Reproduce the data in its entirety, exactly as supplied.
+++
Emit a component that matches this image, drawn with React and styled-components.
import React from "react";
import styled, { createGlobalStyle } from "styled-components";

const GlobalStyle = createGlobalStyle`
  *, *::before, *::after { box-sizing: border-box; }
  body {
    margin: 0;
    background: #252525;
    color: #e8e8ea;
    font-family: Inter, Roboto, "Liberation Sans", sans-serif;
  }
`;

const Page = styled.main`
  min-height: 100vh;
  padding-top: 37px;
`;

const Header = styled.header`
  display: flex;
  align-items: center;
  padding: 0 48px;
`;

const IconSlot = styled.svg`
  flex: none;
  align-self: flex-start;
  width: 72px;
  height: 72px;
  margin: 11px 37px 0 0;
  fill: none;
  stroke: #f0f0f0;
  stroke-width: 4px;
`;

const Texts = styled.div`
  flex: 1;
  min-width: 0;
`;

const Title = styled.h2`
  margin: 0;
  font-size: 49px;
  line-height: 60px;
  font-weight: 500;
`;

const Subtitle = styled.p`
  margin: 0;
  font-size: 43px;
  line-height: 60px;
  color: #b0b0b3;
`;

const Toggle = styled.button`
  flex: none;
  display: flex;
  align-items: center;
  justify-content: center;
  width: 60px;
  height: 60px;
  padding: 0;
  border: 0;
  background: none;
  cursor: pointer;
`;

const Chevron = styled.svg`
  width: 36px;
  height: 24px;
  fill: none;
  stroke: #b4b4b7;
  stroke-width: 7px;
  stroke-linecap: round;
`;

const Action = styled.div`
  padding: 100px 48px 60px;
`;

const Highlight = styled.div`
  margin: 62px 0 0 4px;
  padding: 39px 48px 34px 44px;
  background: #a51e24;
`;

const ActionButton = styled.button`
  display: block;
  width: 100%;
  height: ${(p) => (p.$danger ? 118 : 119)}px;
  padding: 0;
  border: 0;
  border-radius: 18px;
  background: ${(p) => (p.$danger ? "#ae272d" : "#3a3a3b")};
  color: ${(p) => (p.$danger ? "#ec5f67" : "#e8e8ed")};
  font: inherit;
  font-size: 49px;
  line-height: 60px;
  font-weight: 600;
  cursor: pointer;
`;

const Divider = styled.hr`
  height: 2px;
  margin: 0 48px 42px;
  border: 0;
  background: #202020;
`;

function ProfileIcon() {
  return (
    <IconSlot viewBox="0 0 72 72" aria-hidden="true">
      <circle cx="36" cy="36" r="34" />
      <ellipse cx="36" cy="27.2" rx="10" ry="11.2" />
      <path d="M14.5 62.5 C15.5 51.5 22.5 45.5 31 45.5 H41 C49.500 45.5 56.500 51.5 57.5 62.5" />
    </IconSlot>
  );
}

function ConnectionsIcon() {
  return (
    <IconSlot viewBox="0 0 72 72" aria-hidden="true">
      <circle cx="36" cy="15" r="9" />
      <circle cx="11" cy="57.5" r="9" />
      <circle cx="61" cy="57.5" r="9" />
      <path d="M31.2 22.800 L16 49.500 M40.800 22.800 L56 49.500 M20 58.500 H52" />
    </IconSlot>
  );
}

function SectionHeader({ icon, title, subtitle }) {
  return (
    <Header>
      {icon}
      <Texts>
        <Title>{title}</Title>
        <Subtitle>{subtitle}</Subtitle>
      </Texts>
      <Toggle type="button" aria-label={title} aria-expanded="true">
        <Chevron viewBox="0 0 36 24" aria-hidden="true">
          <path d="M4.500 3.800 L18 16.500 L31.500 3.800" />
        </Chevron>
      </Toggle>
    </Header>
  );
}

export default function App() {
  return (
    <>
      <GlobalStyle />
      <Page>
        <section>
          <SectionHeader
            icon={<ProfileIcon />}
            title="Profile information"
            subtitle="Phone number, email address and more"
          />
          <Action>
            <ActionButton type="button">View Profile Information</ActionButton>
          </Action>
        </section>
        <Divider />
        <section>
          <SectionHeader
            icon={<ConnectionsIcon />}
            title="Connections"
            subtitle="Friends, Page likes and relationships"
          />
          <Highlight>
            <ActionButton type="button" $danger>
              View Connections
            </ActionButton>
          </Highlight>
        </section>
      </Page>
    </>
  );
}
+++
→ Problem solution:
Emit a component that matches this image, drawn with React and styled-components.
import React from "react";
import styled, { createGlobalStyle } from "styled-components";

const GlobalStyle = createGlobalStyle`
  *, *::before, *::after { box-sizing: border-box; }
  body {
    margin: 0;
    background: #252525;
    color: #e8e8ea;
    font-family: Inter, Roboto, "Liberation Sans", sans-serif;
  }
`;

const Page = styled.main`
  min-height: 100vh;
  padding-top: 37px;
`;

const Header = styled.header`
  display: flex;
  align-items: center;
  padding: 0 48px;
`;

const IconSlot = styled.svg`
  flex: none;
  align-self: flex-start;
  width: 72px;
  height: 72px;
  margin: 11px 37px 0 0;
  fill: none;
  stroke: #f0f0f0;
  stroke-width: 4px;
`;

const Texts = styled.div`
  flex: 1;
  min-width: 0;
`;

const Title = styled.h2`
  margin: 0;
  font-size: 49px;
  line-height: 60px;
  font-weight: 500;
`;

const Subtitle = styled.p`
  margin: 0;
  font-size: 43px;
  line-height: 60px;
  color: #b0b0b3;
`;

const Toggle = styled.button`
  flex: none;
  display: flex;
  align-items: center;
  justify-content: center;
  width: 60px;
  height: 60px;
  padding: 0;
  border: 0;
  background: none;
  cursor: pointer;
`;

const Chevron = styled.svg`
  width: 36px;
  height: 24px;
  fill: none;
  stroke: #b4b4b7;
  stroke-width: 7px;
  stroke-linecap: round;
`;

const Action = styled.div`
  padding: 100px 48px 60px;
`;

const Highlight = styled.div`
  margin: 62px 0 0 4px;
  padding: 39px 48px 34px 44px;
  background: #a51e24;
`;

const ActionButton = styled.button`
  display: block;
  width: 100%;
  height: ${(p) => (p.$danger ? 118 : 119)}px;
  padding: 0;
  border: 0;
  border-radius: 18px;
  background: ${(p) => (p.$danger ? "#ae272d" : "#3a3a3b")};
  color: ${(p) => (p.$danger ? "#ec5f67" : "#e8e8ed")};
  font: inherit;
  font-size: 49px;
  line-height: 60px;
  font-weight: 600;
  cursor: pointer;
`;

const Divider = styled.hr`
  height: 2px;
  margin: 0 48px 42px;
  border: 0;
  background: #202020;
`;

function ProfileIcon() {
  return (
    <IconSlot viewBox="0 0 72 72" aria-hidden="true">
      <circle cx="36" cy="36" r="34" />
      <ellipse cx="36" cy="27.2" rx="10" ry="11.2" />
      <path d="M14.5 62.5 C15.5 51.5 22.5 45.5 31 45.5 H41 C49.500 45.5 56.500 51.5 57.5 62.5" />
    </IconSlot>
  );
}

function ConnectionsIcon() {
  return (
    <IconSlot viewBox="0 0 72 72" aria-hidden="true">
      <circle cx="36" cy="15" r="9" />
      <circle cx="11" cy="57.5" r="9" />
      <circle cx="61" cy="57.5" r="9" />
      <path d="M31.2 22.800 L16 49.500 M40.800 22.800 L56 49.500 M20 58.500 H52" />
    </IconSlot>
  );
}

function SectionHeader({ icon, title, subtitle }) {
  return (
    <Header>
      {icon}
      <Texts>
        <Title>{title}</Title>
        <Subtitle>{subtitle}</Subtitle>
      </Texts>
      <Toggle type="button" aria-label={title} aria-expanded="true">
        <Chevron viewBox="0 0 36 24" aria-hidden="true">
          <path d="M4.500 3.800 L18 16.500 L31.500 3.800" />
        </Chevron>
      </Toggle>
    </Header>
  );
}

export default function App() {
  return (
    <>
      <GlobalStyle />
      <Page>
        <section>
          <SectionHeader
            icon={<ProfileIcon />}
            title="Profile information"
            subtitle="Phone number, email address and more"
          />
          <Action>
            <ActionButton type="button">View Profile Information</ActionButton>
          </Action>
        </section>
        <Divider />
        <section>
          <SectionHeader
            icon={<ConnectionsIcon />}
            title="Connections"
            subtitle="Friends, Page likes and relationships"
          />
          <Highlight>
            <ActionButton type="button" $danger>
              View Connections
            </ActionButton>
          </Highlight>
        </section>
      </Page>
    </>
  );
}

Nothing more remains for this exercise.